Republican frustration

After her defeat by Asian-American Kathy Tran on Tuesday, the Republican Latina candidate to the Virginia Assembly, Lolita Mancheno-Smoak, called on her party to accept the diverse and changing reality of the country. Mancheno-Smoak was defeated in District 42.

Mancheno-Smaoks' appeal echoed reform proposals within the Republican Party made after the 2012 elections, led by former Florida Governor Jeb Bush and others. But that movement appeared to have been drowned out by Trump's victory.

"Republicans should open the conversation," said Mancheno-Smoak, who got 38 percent of the vote in a district in northern Virginia. "Many times the Republican Party does not make itself understood with the minority communities where many are receptive to their message of God and freedom."

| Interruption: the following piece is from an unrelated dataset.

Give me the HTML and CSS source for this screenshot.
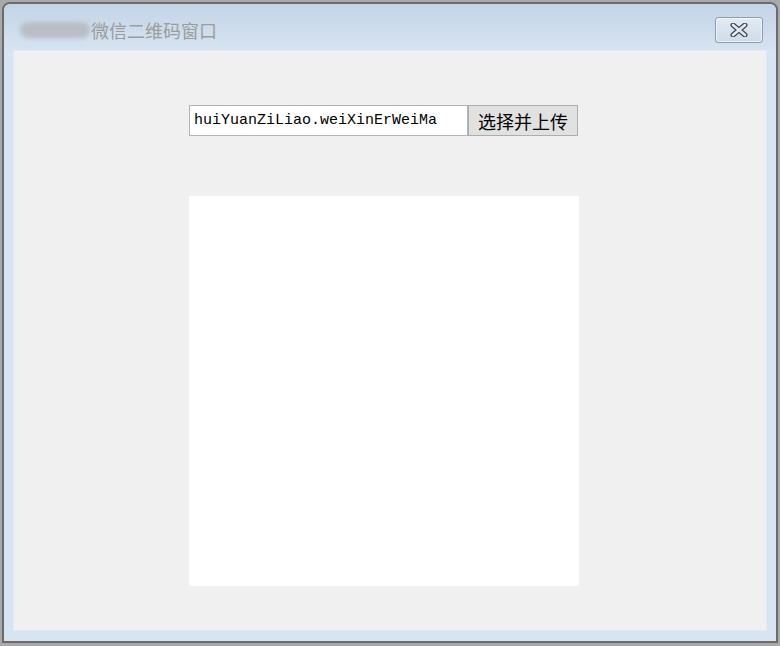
FILE: index.html
```html
<!DOCTYPE html>
<html lang="zh-CN">
<head>
  <meta charset="UTF-8">
  <title>微信二维码窗口</title>
  <link rel="stylesheet" href="styles.css">
</head>
<body>
  <div class="window">
    <div class="titlebar">
      <span class="title-blur"></span>
      <span class="title-text">微信二维码窗口</span>
      <button class="close-btn" aria-label="关闭">
        <svg width="20" height="14" viewBox="0 0 20 14">
          <path d="M4 2 L16 12 M16 2 L4 12" stroke="#3d4652" stroke-width="5" stroke-linecap="round"/>
          <path d="M4 2 L16 12 M16 2 L4 12" stroke="#e6ebf1" stroke-width="2.6" stroke-linecap="round"/>
        </svg>
      </button>
    </div>
    <div class="client">
      <div class="upload-row">
        <input class="file-name" type="text" value="huiYuanZiLiao.weiXinErWeiMa">
        <button class="upload-btn">选择并上传</button>
      </div>
      <div class="qr-box"></div>
    </div>
  </div>
</body>
</html>
```

FILE: styles.css
```css
* {
  margin: 0;
  padding: 0;
  box-sizing: border-box;
}

body {
  background-color: #a9a9a9;
  padding: 2px 0 0 2px;
  font-family: "Noto Sans CJK SC", sans-serif;
}

.window {
  width: 776px;
  height: 641px;
  border: 2px solid #6c6c6c;
  border-radius: 8px 8px 0 0;
  background-color: #d7e4f2;
  display: flex;
  flex-direction: column;
}

.titlebar {
  height: 46px;
  display: flex;
  align-items: center;
  padding: 5px 13px 0 16px;
  background: linear-gradient(to bottom, #c3d4e7, #d6e3f1);
  border-radius: 6px 6px 0 0;
}

.title-blur {
  width: 70px;
  height: 16px;
  border-radius: 8px;
  background-color: #b9bec4;
  filter: blur(2px);
}

.title-text {
  font-size: 18px;
  color: #9c9c9c;
  line-height: 1;
  margin-left: 1px;
}

.close-btn {
  margin-left: auto;
  width: 48px;
  height: 26px;
  border: 1px solid #8b9bb0;
  border-radius: 3px;
  background: linear-gradient(to bottom, #e3ebf4, #cfdbe8);
  box-shadow: inset 0 0 0 1px rgba(255, 255, 255, 0.6);
  display: flex;
  align-items: center;
  justify-content: center;
}

.client {
  flex: 1;
  margin: 0 9px 10px 9px;
  background-color: #f0f0f0;
  border: 1px solid #e2ebf5;
  padding: 54px 0 0 175px;
}

.upload-row {
  display: flex;
  height: 31px;
}

.file-name {
  width: 279px;
  height: 31px;
  border: 1px solid #b4b4b4;
  background-color: #fff;
  padding: 0 4px;
  font-family: "Liberation Mono", monospace;
  font-size: 15px;
  color: #000;
}

.upload-btn {
  width: 110px;
  height: 31px;
  border: 1px solid #adadad;
  background-color: #e1e1e1;
  font-family: "Noto Sans CJK SC", sans-serif;
  font-size: 18px;
  color: #000;
}

.qr-box {
  margin-top: 60px;
  width: 390px;
  height: 390px;
  background-color: #fff;
}
```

Defeat for the Trump model

Tuesday's election revealed Republican divisions, especially after the defeat of Gillespie, an establishment moderate who decliend to fully embrace Trump.

Gillespie adopted some of Trump's anti-immigrant playbook, demonizing Latinos as gang members in controversial television ads that were branded as racist.

His defeat is also a failure for Steve Bannon, the leader of the far-right who is trying to recruit radical candidates for the mid-term congressional elections in 2018.

Bannon had predicted that Gillespie would win after he drew closer to Trump, but after Tuesday's defeat he wasn't prepared to recognize his mistake, instead blaming Gillespie for not going far enough in his adoption of Trumpism.

Bannon's website, Breitbart News, titled its election night story: "Establishment Republican Gillespie rejected."

Trump resorted to the same tactic. Before the election he applauded Gillespie, but on Tuesday night he tweeted that Gillespie "did not embrace me or what I stand for."